#### TASK STATEMENT
Please write out the complete listing that follows, exactly as it reads.

#### SOURCE MATERIAL
# # # #

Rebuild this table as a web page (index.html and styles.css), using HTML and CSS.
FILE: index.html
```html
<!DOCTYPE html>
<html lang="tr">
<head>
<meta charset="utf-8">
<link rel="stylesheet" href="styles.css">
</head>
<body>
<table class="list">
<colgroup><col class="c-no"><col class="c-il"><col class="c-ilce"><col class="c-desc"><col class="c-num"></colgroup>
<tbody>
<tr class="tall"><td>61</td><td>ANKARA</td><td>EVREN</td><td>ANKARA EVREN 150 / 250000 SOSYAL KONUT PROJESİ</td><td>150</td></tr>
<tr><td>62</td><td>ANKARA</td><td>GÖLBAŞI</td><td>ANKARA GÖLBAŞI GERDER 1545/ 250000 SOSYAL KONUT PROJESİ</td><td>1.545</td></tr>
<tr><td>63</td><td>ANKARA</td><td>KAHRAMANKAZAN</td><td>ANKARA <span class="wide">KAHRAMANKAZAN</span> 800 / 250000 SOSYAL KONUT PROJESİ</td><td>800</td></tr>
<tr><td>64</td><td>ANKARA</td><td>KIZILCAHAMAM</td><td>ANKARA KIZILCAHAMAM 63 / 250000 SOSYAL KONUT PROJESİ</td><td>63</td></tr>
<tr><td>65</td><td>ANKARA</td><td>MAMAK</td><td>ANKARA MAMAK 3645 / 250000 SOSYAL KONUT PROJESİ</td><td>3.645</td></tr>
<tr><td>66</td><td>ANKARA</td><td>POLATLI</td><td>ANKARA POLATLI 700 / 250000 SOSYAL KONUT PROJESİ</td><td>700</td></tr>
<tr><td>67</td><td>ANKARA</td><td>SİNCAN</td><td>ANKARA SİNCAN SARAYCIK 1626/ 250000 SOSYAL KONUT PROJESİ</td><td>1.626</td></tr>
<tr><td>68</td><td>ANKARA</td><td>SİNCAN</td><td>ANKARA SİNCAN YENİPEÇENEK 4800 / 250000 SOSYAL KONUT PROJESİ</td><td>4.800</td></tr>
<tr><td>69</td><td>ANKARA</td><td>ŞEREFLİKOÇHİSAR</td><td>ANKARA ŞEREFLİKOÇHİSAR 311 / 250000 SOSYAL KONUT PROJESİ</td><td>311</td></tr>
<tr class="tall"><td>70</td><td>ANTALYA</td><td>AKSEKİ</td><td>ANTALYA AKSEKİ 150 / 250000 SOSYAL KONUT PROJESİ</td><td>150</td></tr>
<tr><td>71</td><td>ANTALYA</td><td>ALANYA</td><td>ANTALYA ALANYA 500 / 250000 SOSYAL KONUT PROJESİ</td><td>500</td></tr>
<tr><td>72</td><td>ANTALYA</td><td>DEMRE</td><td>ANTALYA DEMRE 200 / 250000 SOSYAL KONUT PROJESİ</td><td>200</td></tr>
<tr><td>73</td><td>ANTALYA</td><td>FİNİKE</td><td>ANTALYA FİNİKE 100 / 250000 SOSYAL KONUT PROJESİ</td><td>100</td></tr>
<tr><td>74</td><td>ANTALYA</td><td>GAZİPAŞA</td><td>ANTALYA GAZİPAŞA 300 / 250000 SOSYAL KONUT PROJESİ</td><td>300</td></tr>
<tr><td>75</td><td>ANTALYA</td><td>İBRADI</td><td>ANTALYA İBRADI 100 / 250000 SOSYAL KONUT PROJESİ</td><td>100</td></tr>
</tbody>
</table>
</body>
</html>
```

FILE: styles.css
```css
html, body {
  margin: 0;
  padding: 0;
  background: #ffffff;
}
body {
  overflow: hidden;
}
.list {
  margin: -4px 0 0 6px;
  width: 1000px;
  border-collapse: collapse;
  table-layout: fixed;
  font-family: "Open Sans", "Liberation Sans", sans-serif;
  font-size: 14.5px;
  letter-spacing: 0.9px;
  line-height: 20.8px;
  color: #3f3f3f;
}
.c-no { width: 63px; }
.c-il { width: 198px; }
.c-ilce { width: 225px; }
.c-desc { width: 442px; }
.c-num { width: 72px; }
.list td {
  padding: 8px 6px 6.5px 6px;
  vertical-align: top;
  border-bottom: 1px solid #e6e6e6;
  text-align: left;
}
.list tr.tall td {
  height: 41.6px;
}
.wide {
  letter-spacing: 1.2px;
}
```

# # # #

#### SOLUTION FOR THIS PROBLEM
Rebuild this table as a web page (index.html and styles.css), using HTML and CSS.
FILE: index.html
```html
<!DOCTYPE html>
<html lang="tr">
<head>
<meta charset="utf-8">
<link rel="stylesheet" href="styles.css">
</head>
<body>
<table class="list">
<colgroup><col class="c-no"><col class="c-il"><col class="c-ilce"><col class="c-desc"><col class="c-num"></colgroup>
<tbody>
<tr class="tall"><td>61</td><td>ANKARA</td><td>EVREN</td><td>ANKARA EVREN 150 / 250000 SOSYAL KONUT PROJESİ</td><td>150</td></tr>
<tr><td>62</td><td>ANKARA</td><td>GÖLBAŞI</td><td>ANKARA GÖLBAŞI GERDER 1545/ 250000 SOSYAL KONUT PROJESİ</td><td>1.545</td></tr>
<tr><td>63</td><td>ANKARA</td><td>KAHRAMANKAZAN</td><td>ANKARA <span class="wide">KAHRAMANKAZAN</span> 800 / 250000 SOSYAL KONUT PROJESİ</td><td>800</td></tr>
<tr><td>64</td><td>ANKARA</td><td>KIZILCAHAMAM</td><td>ANKARA KIZILCAHAMAM 63 / 250000 SOSYAL KONUT PROJESİ</td><td>63</td></tr>
<tr><td>65</td><td>ANKARA</td><td>MAMAK</td><td>ANKARA MAMAK 3645 / 250000 SOSYAL KONUT PROJESİ</td><td>3.645</td></tr>
<tr><td>66</td><td>ANKARA</td><td>POLATLI</td><td>ANKARA POLATLI 700 / 250000 SOSYAL KONUT PROJESİ</td><td>700</td></tr>
<tr><td>67</td><td>ANKARA</td><td>SİNCAN</td><td>ANKARA SİNCAN SARAYCIK 1626/ 250000 SOSYAL KONUT PROJESİ</td><td>1.626</td></tr>
<tr><td>68</td><td>ANKARA</td><td>SİNCAN</td><td>ANKARA SİNCAN YENİPEÇENEK 4800 / 250000 SOSYAL KONUT PROJESİ</td><td>4.800</td></tr>
<tr><td>69</td><td>ANKARA</td><td>ŞEREFLİKOÇHİSAR</td><td>ANKARA ŞEREFLİKOÇHİSAR 311 / 250000 SOSYAL KONUT PROJESİ</td><td>311</td></tr>
<tr class="tall"><td>70</td><td>ANTALYA</td><td>AKSEKİ</td><td>ANTALYA AKSEKİ 150 / 250000 SOSYAL KONUT PROJESİ</td><td>150</td></tr>
<tr><td>71</td><td>ANTALYA</td><td>ALANYA</td><td>ANTALYA ALANYA 500 / 250000 SOSYAL KONUT PROJESİ</td><td>500</td></tr>
<tr><td>72</td><td>ANTALYA</td><td>DEMRE</td><td>ANTALYA DEMRE 200 / 250000 SOSYAL KONUT PROJESİ</td><td>200</td></tr>
<tr><td>73</td><td>ANTALYA</td><td>FİNİKE</td><td>ANTALYA FİNİKE 100 / 250000 SOSYAL KONUT PROJESİ</td><td>100</td></tr>
<tr><td>74</td><td>ANTALYA</td><td>GAZİPAŞA</td><td>ANTALYA GAZİPAŞA 300 / 250000 SOSYAL KONUT PROJESİ</td><td>300</td></tr>
<tr><td>75</td><td>ANTALYA</td><td>İBRADI</td><td>ANTALYA İBRADI 100 / 250000 SOSYAL KONUT PROJESİ</td><td>100</td></tr>
</tbody>
</table>
</body>
</html>
```

FILE: styles.css
```css
html, body {
  margin: 0;
  padding: 0;
  background: #ffffff;
}
body {
  overflow: hidden;
}
.list {
  margin: -4px 0 0 6px;
  width: 1000px;
  border-collapse: collapse;
  table-layout: fixed;
  font-family: "Open Sans", "Liberation Sans", sans-serif;
  font-size: 14.5px;
  letter-spacing: 0.9px;
  line-height: 20.8px;
  color: #3f3f3f;
}
.c-no { width: 63px; }
.c-il { width: 198px; }
.c-ilce { width: 225px; }
.c-desc { width: 442px; }
.c-num { width: 72px; }
.list td {
  padding: 8px 6px 6.5px 6px;
  vertical-align: top;
  border-bottom: 1px solid #e6e6e6;
  text-align: left;
}
.list tr.tall td {
  height: 41.6px;
}
.wide {
  letter-spacing: 1.2px;
}
```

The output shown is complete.